To set up the CJK Tokenizer Plugin Launched Service, switch to the "Index" tab in the configuration and add a new service in the "Services" section.

Base Configuration

Bind port

A free TCP port on the appliance on which it runs Launched Service.

Tokenizer

Selects the Tokenizer mode. The following modes are selectable:

Jieba	internal tokenizer, Chinese
[Deprecated] HANLP	external tokenizer service
Kuromoji	internal tokenizer, Japanese

Separation character

Character used to separate the tokens. The default value is \uFEFF . This value can also be changed for testing purposes. For the search to work correctly, however, the default value must be retained.

Tokenize ISO-8859-1 Text

If this option is activated, ISO-8859-1 encoded text is also processed by the tokenizer.

Enable Text Normalization

Text is normalized so that, for example, documents with full-width characters can be found even though normal western characters were used in the search. The normalization form used is NFKC.

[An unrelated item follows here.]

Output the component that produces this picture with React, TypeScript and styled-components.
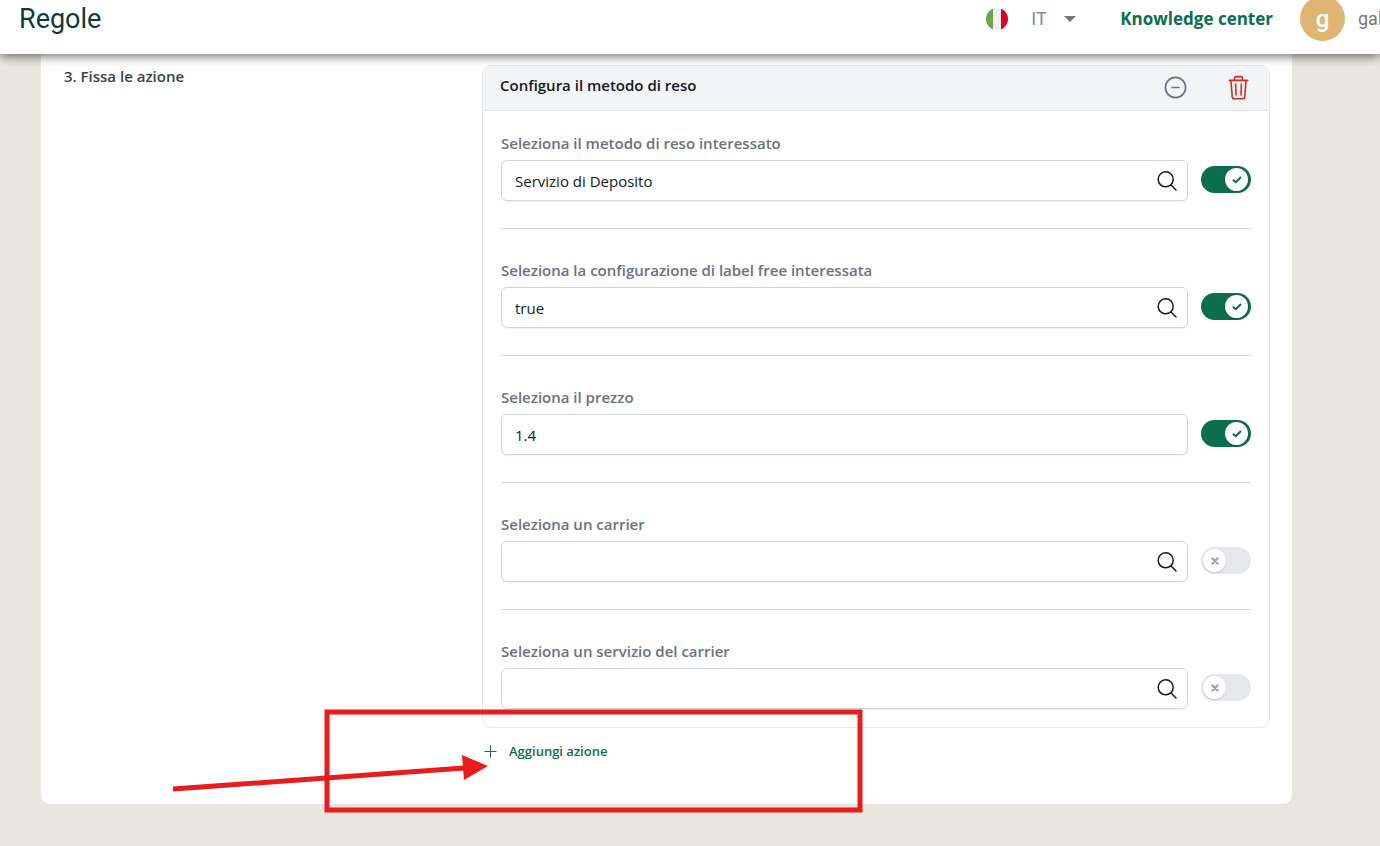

Excluded Properties Pattern

The properties configured here using regular expression are not processed by the tokenizer.

Jieba Configuration

Note: only relevant if the value Jieba is selected at Tokenizer.

Segmentation Dictionary

The dictionary used for tokenizing:

Default	smaller vocabulary
Enhanced Support for traditional Chinese (Large)	larger vocabulary

Segmentation Mode

Depending on whether the service is used as a QueryExprTransformation service or as a post-filter, different settings can be used. However, the default value "Index" is sufficient for both service types.

Index	Für Post-Filter oder QueryExprTransformation Service
Search	Für QueryExprTransformation Service

HANLP Configuration (deprecated)

Note: only relevant if the value HANLP is selected at Tokenizer.

[Deprecated] EndPoint URL

URL of the /parse servlet of the Tokenizer service

Kuromoji Configuration

Note: only relevant if the value Kuromoji is selected at Tokenizer.

Tokenizermode

Kuromoji Tokenizer Mode, also see Javadoc

Setup of the Postfilter

The postfilter is used by the tokenizer to tokenize (decompose) the contents at crawling time before they are stored in the index.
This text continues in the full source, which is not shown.